Raw data:
* START *

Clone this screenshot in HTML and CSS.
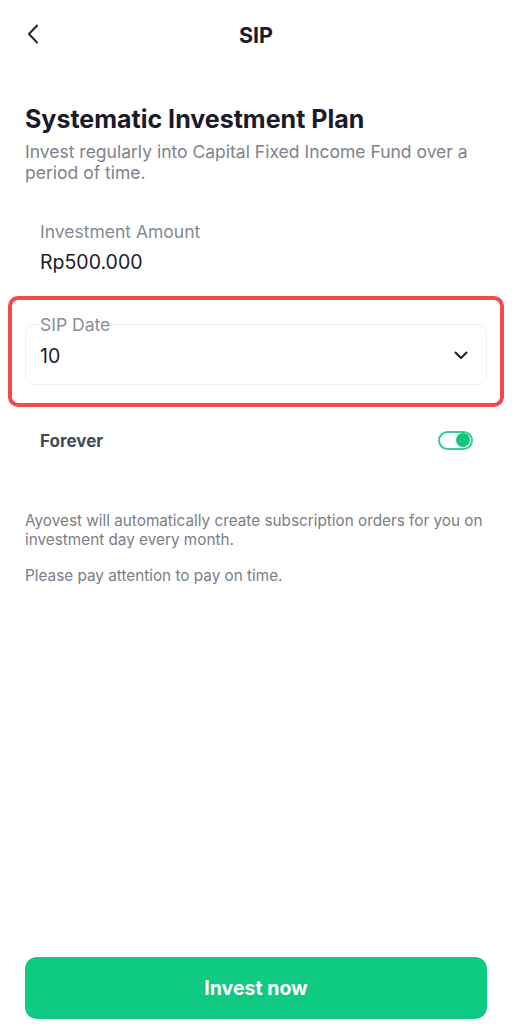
FILE: index.html
```html
<!DOCTYPE html>
<html>
<head>
<meta charset="utf-8">
<link rel="stylesheet" href="styles.css">
</head>
<body>
<div class="page">
  <header class="topbar">
    <span class="back">
      <svg width="12" height="20" viewBox="0 0 12 20"><path d="M10 1.5 L2 10 L10 18.5" fill="none" stroke="#2b2140" stroke-width="2" stroke-linecap="round" stroke-linejoin="round"/></svg>
    </span>
    <h1 class="topbar-title">SIP</h1>
  </header>

  <section class="intro">
    <h2 class="title">Systematic Investment Plan</h2>
    <p class="subtitle">Invest regularly into Capital Fixed Income Fund over a period of time.</p>
  </section>

  <section class="field">
    <div class="field-label">Investment Amount</div>
    <div class="field-value">Rp500.000</div>
  </section>

  <div class="highlight">
    <div class="select">
      <span class="select-label">SIP Date</span>
      <span class="select-value">10</span>
      <svg class="chev" width="14" height="9" viewBox="0 0 14 9"><path d="M1.5 1.5 L7 7 L12.5 1.5" fill="none" stroke="#1f1d2b" stroke-width="2" stroke-linecap="round" stroke-linejoin="round"/></svg>
    </div>
  </div>

  <div class="toggle-row">
    <span class="toggle-label">Forever</span>
    <span class="toggle"><span class="knob"></span></span>
  </div>

  <section class="notes">
    <p>Ayovest will automatically create subscription orders for you on investment day every month.</p>
    <p>Please pay attention to pay on time.</p>
  </section>

  <div class="spacer"></div>

  <button class="cta">Invest now</button>
</div>
</body>
</html>
```

FILE: styles.css
```css
* { box-sizing: border-box; }
html, body { margin: 0; padding: 0; background: #fff; }
body { font-family: Inter, "Noto Sans", sans-serif; color: #1c1b29; }
.page {
  width: 512px;
  height: 1024px;
  display: flex;
  flex-direction: column;
  padding: 0 25px 5px;
}
.topbar {
  height: 70px;
  display: flex;
  align-items: center;
  justify-content: center;
  position: relative;
}
.back {
  position: absolute;
  left: 2px;
  top: 24px;
  display: flex;
}
.topbar-title {
  margin: 0;
  font-size: 21.5px;
  font-weight: 700;
  color: #1c1b29;
}
.intro { margin-top: 34px; }
.title {
  margin: 0;
  font-size: 25px;
  font-weight: 700;
  line-height: 30px;
  color: #1a1a28;
}
.subtitle {
  margin: 7px 0 0;
  font-size: 17.5px;
  line-height: 21px;
  color: #80828d;
}
.field { padding: 38px 15px 0; }
.field-label { font-size: 17.5px; line-height: 22px; color: #868a94; }
.field-value { font-size: 19.5px; line-height: 24px; margin-top: 7px; color: #1c1b29; }
.highlight {
  margin: 22px -17px 0;
  border: 4px solid #f24949;
  border-radius: 10px;
  padding: 24px 13px 18px;
}
.select {
  height: 61px;
  border: 1px solid #efeff2;
  border-radius: 9px;
  position: relative;
  display: flex;
  align-items: center;
  padding: 3px 18px 0 14px;
}
.select-label {
  position: absolute;
  left: 14px;
  top: -10px;
  font-size: 17.5px;
  line-height: 20px;
  color: #8a8d96;
  background: #fff;
}
.select-value { flex: 1; font-size: 19.5px; color: #1c1b29; }
.chev { margin-top: -2px; }
.toggle-row {
  margin-top: 22px;
  padding: 0 15px;
  display: flex;
  align-items: center;
  justify-content: space-between;
  height: 24px;
}
.toggle-label { font-size: 17px; font-weight: 700; color: #434a56; }
.toggle {
  width: 35px;
  height: 19px;
  border: 2px solid #33cf92;
  border-radius: 10px;
  display: flex;
  justify-content: flex-end;
  align-items: center;
  padding: 0 1px;
  margin-right: -1px;
  margin-top: -2px;
}
.knob { width: 14px; height: 14px; border-radius: 50%; background: #12c57f; }
.notes { margin-top: 58px; }
.notes p {
  margin: 0 0 17px;
  font-size: 15.3px;
  line-height: 19px;
  color: #7a7d87;
}
.spacer { flex: 1; }
.cta {
  height: 62px;
  border: none;
  border-radius: 12px;
  background: #0fca82;
  color: #fff;
  font-family: Inter, "Noto Sans", sans-serif;
  font-size: 19.5px;
  font-weight: 700;
  width: 100%;
}
```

* END *

Exercise:
Leave the pictures out and output the rest of the listing exactly.

Problem solution:
Clone this screenshot in HTML and CSS.
FILE: index.html
```html
<!DOCTYPE html>
<html>
<head>
<meta charset="utf-8">
<link rel="stylesheet" href="styles.css">
</head>
<body>
<div class="page">
  <header class="topbar">
    <span class="back">
      <svg width="12" height="20" viewBox="0 0 12 20"><path d="M10 1.5 L2 10 L10 18.5" fill="none" stroke="#2b2140" stroke-width="2" stroke-linecap="round" stroke-linejoin="round"/></svg>
    </span>
    <h1 class="topbar-title">SIP</h1>
  </header>

  <section class="intro">
    <h2 class="title">Systematic Investment Plan</h2>
    <p class="subtitle">Invest regularly into Capital Fixed Income Fund over a period of time.</p>
  </section>

  <section class="field">
    <div class="field-label">Investment Amount</div>
    <div class="field-value">Rp500.000</div>
  </section>

  <div class="highlight">
    <div class="select">
      <span class="select-label">SIP Date</span>
      <span class="select-value">10</span>
      <svg class="chev" width="14" height="9" viewBox="0 0 14 9"><path d="M1.5 1.5 L7 7 L12.5 1.5" fill="none" stroke="#1f1d2b" stroke-width="2" stroke-linecap="round" stroke-linejoin="round"/></svg>
    </div>
  </div>

  <div class="toggle-row">
    <span class="toggle-label">Forever</span>
    <span class="toggle"><span class="knob"></span></span>
  </div>

  <section class="notes">
    <p>Ayovest will automatically create subscription orders for you on investment day every month.</p>
    <p>Please pay attention to pay on time.</p>
  </section>

  <div class="spacer"></div>

  <button class="cta">Invest now</button>
</div>
</body>
</html>
```

FILE: styles.css
```css
* { box-sizing: border-box; }
html, body { margin: 0; padding: 0; background: #fff; }
body { font-family: Inter, "Noto Sans", sans-serif; color: #1c1b29; }
.page {
  width: 512px;
  height: 1024px;
  display: flex;
  flex-direction: column;
  padding: 0 25px 5px;
}
.topbar {
  height: 70px;
  display: flex;
  align-items: center;
  justify-content: center;
  position: relative;
}
.back {
  position: absolute;
  left: 2px;
  top: 24px;
  display: flex;
}
.topbar-title {
  margin: 0;
  font-size: 21.5px;
  font-weight: 700;
  color: #1c1b29;
}
.intro { margin-top: 34px; }
.title {
  margin: 0;
  font-size: 25px;
  font-weight: 700;
  line-height: 30px;
  color: #1a1a28;
}
.subtitle {
  margin: 7px 0 0;
  font-size: 17.5px;
  line-height: 21px;
  color: #80828d;
}
.field { padding: 38px 15px 0; }
.field-label { font-size: 17.5px; line-height: 22px; color: #868a94; }
.field-value { font-size: 19.5px; line-height: 24px; margin-top: 7px; color: #1c1b29; }
.highlight {
  margin: 22px -17px 0;
  border: 4px solid #f24949;
  border-radius: 10px;
  padding: 24px 13px 18px;
}
.select {
  height: 61px;
  border: 1px solid #efeff2;
  border-radius: 9px;
  position: relative;
  display: flex;
  align-items: center;
  padding: 3px 18px 0 14px;
}
.select-label {
  position: absolute;
  left: 14px;
  top: -10px;
  font-size: 17.5px;
  line-height: 20px;
  color: #8a8d96;
  background: #fff;
}
.select-value { flex: 1; font-size: 19.5px; color: #1c1b29; }
.chev { margin-top: -2px; }
.toggle-row {
  margin-top: 22px;
  padding: 0 15px;
  display: flex;
  align-items: center;
  justify-content: space-between;
  height: 24px;
}
.toggle-label { font-size: 17px; font-weight: 700; color: #434a56; }
.toggle {
  width: 35px;
  height: 19px;
  border: 2px solid #33cf92;
  border-radius: 10px;
  display: flex;
  justify-content: flex-end;
  align-items: center;
  padding: 0 1px;
  margin-right: -1px;
  margin-top: -2px;
}
.knob { width: 14px; height: 14px; border-radius: 50%; background: #12c57f; }
.notes { margin-top: 58px; }
.notes p {
  margin: 0 0 17px;
  font-size: 15.3px;
  line-height: 19px;
  color: #7a7d87;
}
.spacer { flex: 1; }
.cta {
  height: 62px;
  border: none;
  border-radius: 12px;
  background: #0fca82;
  color: #fff;
  font-family: Inter, "Noto Sans", sans-serif;
  font-size: 19.5px;
  font-weight: 700;
  width: 100%;
}
```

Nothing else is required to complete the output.